野菜などビニール袋に入れなくてもいいです     yasai nado biniiru fukuro ni irenakute mo ii desu.

Translation: “The things like vegetables do not need to be put into vinyl bags.”

ビニール袋に入れないでください    biniiru fukuro ni irenai de kudasai.

Translation: “Please don’t put (it) in the vinyl bag.”

そのままでいいですよ     sono mama de ii desuyo.

Translation: It is okay the way it is. (i.e. you do not need to put into individual bags). You might supplement this with pointing to the vinyl bag and waving “no.”

Again, keep in mind there are several ways to indicate this, and this is just one example. You can use similar phrases mentioned in the previous section, as well.

ビニール袋は必要ない biniiru fukuro wa hitsuyounai.

Translation: I do not need (want) vinyl bags.

ビ二ール袋要りません  biniiru fukuro irimasen.** This phrase is probably the easiest to remember!

Translation: I don’t need (want) vinyl bags.

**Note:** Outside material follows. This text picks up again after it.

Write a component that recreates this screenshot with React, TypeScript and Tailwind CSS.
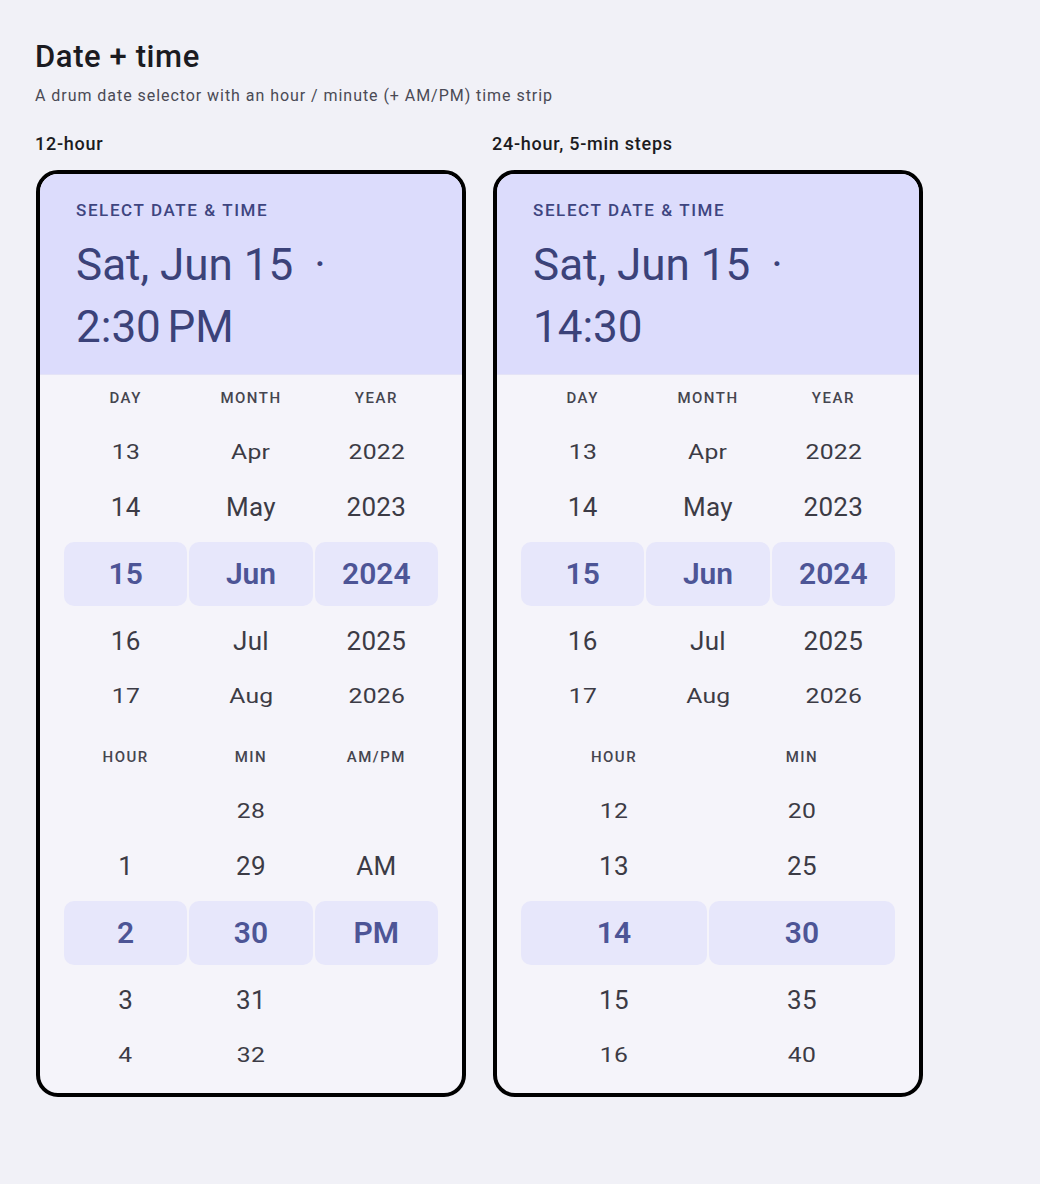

Just keep in mind, it is the policy of grocery stores to separate certain items into individual plastic bags, so refusing it can seem a bit strange and they may look at you a little funny. Though more and more, some Japanese people are coming around to the idea. You can explain why you don’t want the plastics bags by saying “kankyou ni yasashii node” 環境に優しいので (because it is eco-friendly/environmentally-friendly). Also keep in mind the difference between reji bukuro レジ袋 (larger bag for carrying) and the poli/biniiru fukuro ポリ・ビニール袋 for individually wrapping items; it is best to be specific which one you are referring to as to not confuse the store clerk.